2020-й стал годом настоящего подъема для белорусского гражданского общества, в то время как в России по-прежнему возникают лишь локальные вспышки недовольства: ни «обнуление» президентских сроков Владимира Путина, ни отравление Алексея Навального, ни последствия пандемии не вызывают массового протеста. Как трансформируются авторитарные режимы, чего не хватает для перемен и к чему может привести мирный протест? Об этом рассуждали эксперты из России и Беларуси в день 90-летия философа Мераба Мамардашвили. 

Joaquín Torres-García.
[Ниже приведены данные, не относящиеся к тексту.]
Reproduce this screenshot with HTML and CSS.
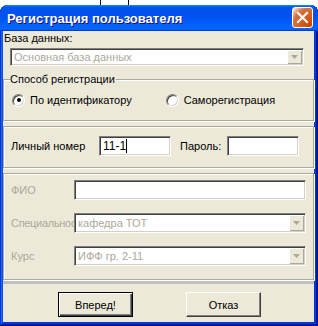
FILE: index.html
```html
<!DOCTYPE html>
<html lang="ru">
<head>
    <meta charset="UTF-8">
    <title>Регистрация пользователя</title>
    <link rel="stylesheet" href="styles.css">
</head>
<body>
    <div class="strip"><span class="tick tick-a"></span><span class="tick tick-b"></span></div>
    <div class="window">
        <div class="titlebar">
            <span class="title">Регистрация пользователя</span>
            <span class="close">
                <svg width="13" height="13" viewBox="0 0 13 13"><path d="M2 2 L11 11 M11 2 L2 11" stroke="#fff" stroke-width="2.2" stroke-linecap="square"/></svg>
            </span>
        </div>
        <div class="client">
            <div class="db-label">База данных:</div>
            <div class="combo combo-db">
                <span class="combo-text">Основная база данных</span>
                <span class="drop"><svg width="7" height="4" viewBox="0 0 7 4"><path d="M0 0 H7 L3.5 4 Z" fill="#aca899"/></svg></span>
            </div>

            <fieldset class="group">
                <legend>Способ регистрации</legend>
                <div class="radios">
                    <span class="radio checked"></span><span class="radio-text">По идентификатору</span>
                    <span class="radio radio-second"></span><span class="radio-text">Саморегистрация</span>
                </div>
            </fieldset>

            <div class="panel panel-login">
                <span class="login-label">Личный номер</span>
                <span class="field field-id">11-1<span class="caret"></span></span>
                <span class="pass-label">Пароль:</span>
                <span class="field field-pass"></span>
            </div>

            <div class="panel panel-info">
                <div class="row">
                    <span class="row-label">ФИО</span>
                    <span class="field field-wide"></span>
                </div>
                <div class="row">
                    <span class="row-label row-label-cut">Специальность</span>
                    <div class="combo combo-wide">
                        <span class="combo-text">кафедра ТОТ</span>
                        <span class="drop"><svg width="7" height="4" viewBox="0 0 7 4"><path d="M0 0 H7 L3.5 4 Z" fill="#aca899"/></svg></span>
                    </div>
                </div>
                <div class="row">
                    <span class="row-label">Курс</span>
                    <div class="combo combo-wide">
                        <span class="combo-text">ИФФ гр. 2-11</span>
                        <span class="drop"><svg width="7" height="4" viewBox="0 0 7 4"><path d="M0 0 H7 L3.5 4 Z" fill="#aca899"/></svg></span>
                    </div>
                </div>
            </div>

            <div class="sep"></div>

            <div class="buttons">
                <button class="btn btn-default">Вперед!</button>
                <button class="btn">Отказ</button>
            </div>
        </div>
    </div>
</body>
</html>
```

FILE: styles.css
```css
body {
    margin: 0;
    background: #fff;
    font-family: "Liberation Sans", Arial, sans-serif;
    font-size: 11px;
    color: #000;
}
.strip {
    height: 5px;
    display: flex;
}
.tick {
    width: 1px;
    background: #000;
}
.tick-a {
    margin-left: 100px;
}
.tick-b {
    margin-left: 27px;
}
.window {
    height: 321px;
    display: flex;
    flex-direction: column;
    background: #0831d9;
    border-radius: 8px 8px 0 0;
    padding: 0 4px 4px 3px;
    box-sizing: border-box;
    box-shadow: inset -1px -1px #00138c, inset 1px 1px #0831d9, inset -2px -2px #001ea0, inset 2px 2px #166aee, inset -3px -3px #003bda, inset 3px 3px #0855dd;
}
.titlebar {
    height: 26px;
    flex: none;
    margin: 0 -4px 0 -3px;
    padding: 0 5px 0 7px;
    display: flex;
    align-items: center;
    justify-content: space-between;
    border-radius: 8px 8px 0 0;
    background: linear-gradient(180deg, #0997ff, #0053ee 8%, #0050ee 40%, #06f 88%, #06f 93%, #005bff 95%, #003dd7 96%, #003dd7);
}
.title {
    color: #fff;
    font-weight: bold;
    font-size: 13px;
    text-shadow: 1px 1px #0f1089;
}
.close {
    width: 19px;
    height: 19px;
    margin-bottom: 2px;
    border: 1px solid #fff;
    border-radius: 3px;
    display: flex;
    align-items: center;
    justify-content: center;
    background: radial-gradient(circle at 90% 90%, #cc4600 0, #dc6527 55%, #cd7546 70%, #ffccb2 90%, #fff 100%);
}
.client {
    flex: 1;
    background: #ece9d8;
    display: flex;
    flex-direction: column;
}
.db-label {
    height: 14px;
    line-height: 14px;
    padding-left: 1px;
}
.combo {
    display: flex;
    background: #fff;
    border: 1px solid;
    border-color: #808080 #fff #fff #808080;
    box-shadow: inset 1px 1px #404040, inset -1px -1px #d4d0c8;
    box-sizing: border-box;
    color: #aca899;
}
.combo-db {
    height: 18px;
    width: 294px;
    margin: 3px 0 0 7px;
}
.combo-text {
    flex: 1;
    padding-left: 3px;
    line-height: 16px;
    white-space: nowrap;
    overflow: hidden;
}
.drop {
    width: 15px;
    margin: 1px 1px 1px 0;
    background: #ece9d8;
    box-shadow: inset 1px 1px #fff, inset -1px -1px #aca899;
    display: flex;
    align-items: center;
    justify-content: center;
}
.group {
    margin: 6px 0 0 0;
    padding: 0 0 0 6px;
    height: 49px;
    box-sizing: border-box;
    border: 1px solid #aca899;
    box-shadow: inset 1px 1px #fff, 1px 1px #fff;
    min-width: 0;
}
.group legend {
    padding: 0 1px 0 0;
    line-height: 14px;
    font-size: 11px;
}
.radios {
    display: flex;
    align-items: center;
    height: 20px;
    margin: 4px 0 0 2px;
}
.radio {
    width: 13px;
    height: 13px;
    border-radius: 50%;
    box-sizing: border-box;
    border: 1px solid;
    border-color: #808080 #fff #fff #808080;
    box-shadow: inset 1px 1px #404040, inset -1px -1px #d4d0c8;
    background: #fff;
    display: flex;
    align-items: center;
    justify-content: center;
}
.radio.checked::after {
    content: "";
    width: 4px;
    height: 4px;
    border-radius: 50%;
    background: #000;
}
.radio-text {
    margin-left: 5px;
}
.radio-second {
    margin-left: 34px;
}
.panel {
    border: 1px solid #aca899;
    box-shadow: inset 1px 1px #fff, 1px 1px #fff;
    box-sizing: border-box;
    margin-top: 5px;
}
.panel-login {
    height: 42px;
    display: flex;
    align-items: center;
    padding: 0 0 2px 7px;
}
.field {
    display: block;
    background: #fff;
    border: 1px solid;
    border-color: #808080 #fff #fff #808080;
    box-shadow: inset 1px 1px #404040, inset -1px -1px #d4d0c8;
    box-sizing: border-box;
    height: 20px;
    line-height: 18px;
    padding-left: 3px;
    font-size: 12px;
}
.login-label {
    width: 88px;
}
.field-id {
    width: 72px;
    display: flex;
    align-items: center;
}
.caret {
    width: 1px;
    height: 14px;
    background: #000;
}
.pass-label {
    margin-left: 9px;
    width: 47px;
}
.field-pass {
    width: 72px;
}
.panel-info {
    height: 107px;
    padding: 6px 0 0 7px;
    display: flex;
    flex-direction: column;
    gap: 13px;
}
.row {
    display: flex;
    align-items: center;
    height: 20px;
    color: #aca899;
}
.row-label {
    width: 63px;
    white-space: nowrap;
    overflow: hidden;
}
.row-label-cut {
    letter-spacing: -0.3px;
}
.field-wide,
.combo-wide {
    width: 232px;
    height: 20px;
}
.combo-wide .combo-text {
    line-height: 18px;
}
.sep {
    height: 3px;
    margin-top: 1px;
    background: #c0c0c0;
}
.buttons {
    display: flex;
    gap: 53px;
    padding-left: 55px;
    margin-top: 8px;
}
.btn {
    width: 75px;
    height: 25px;
    font-family: "Liberation Sans", Arial, sans-serif;
    font-size: 11px;
    color: #000;
    background: #ece9d8;
    border: 1px solid;
    border-color: #fff #404040 #404040 #fff;
    box-shadow: inset -1px -1px #808080;
    padding: 0;
}
.btn-default {
    border: 1px solid #000;
    box-shadow: inset 1px 1px #fff, inset -1px -1px #404040, inset -2px -2px #808080;
}
```
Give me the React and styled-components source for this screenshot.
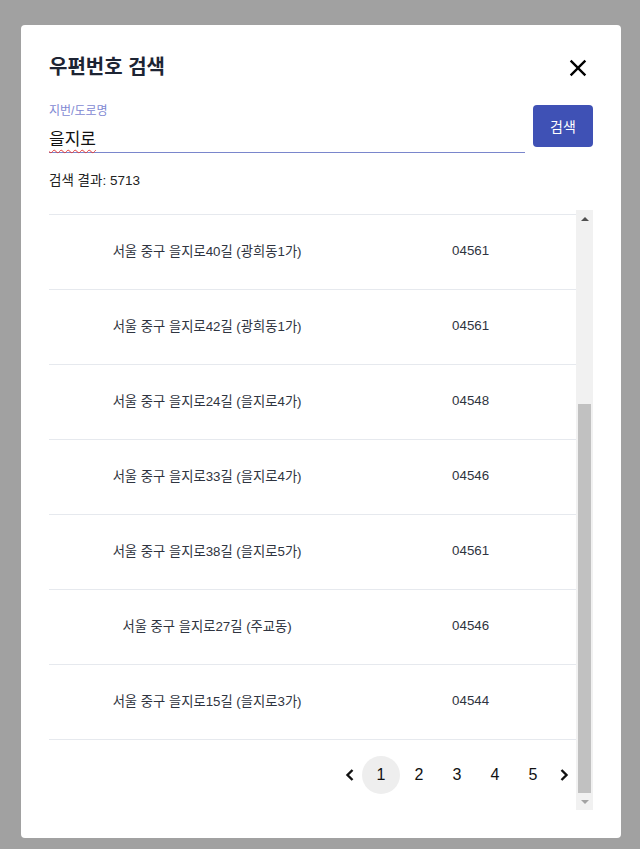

Estructura abstracta tubular (Abstract tubular structure). 1937

Андрей Колесников, руководитель программы «Российская внутренняя политика и политические институты» Московского Центра Карнеги

Главные вопросы связаны с пониманием той апатии, которая в последние месяцы охватила российское общество. Мне кажется, что это очень серьезный вопрос, который заслуживает внимательного исследования и ответы очень трудно найти. Действительно: почему обнуление Путина, открыто произведенная операция, вызвала эмоции у гражданского общества, но эти эмоции не выразились в более заметных кампаниях? Отравление Навального — одна из самых заметных красных линий, пересеченных государством — но тут тоже никакого ответа. Отчасти наверное это связано с некоторой усталостью общества от такого рода новостей, с ощущением глобальной беспомощности перед лицом государства, неработающими электоральными инструментами. Локальные победы «Умного голосования» — это все чисто технологические победы, не меняющие системы власти, не меняющие в системе общества ничего. 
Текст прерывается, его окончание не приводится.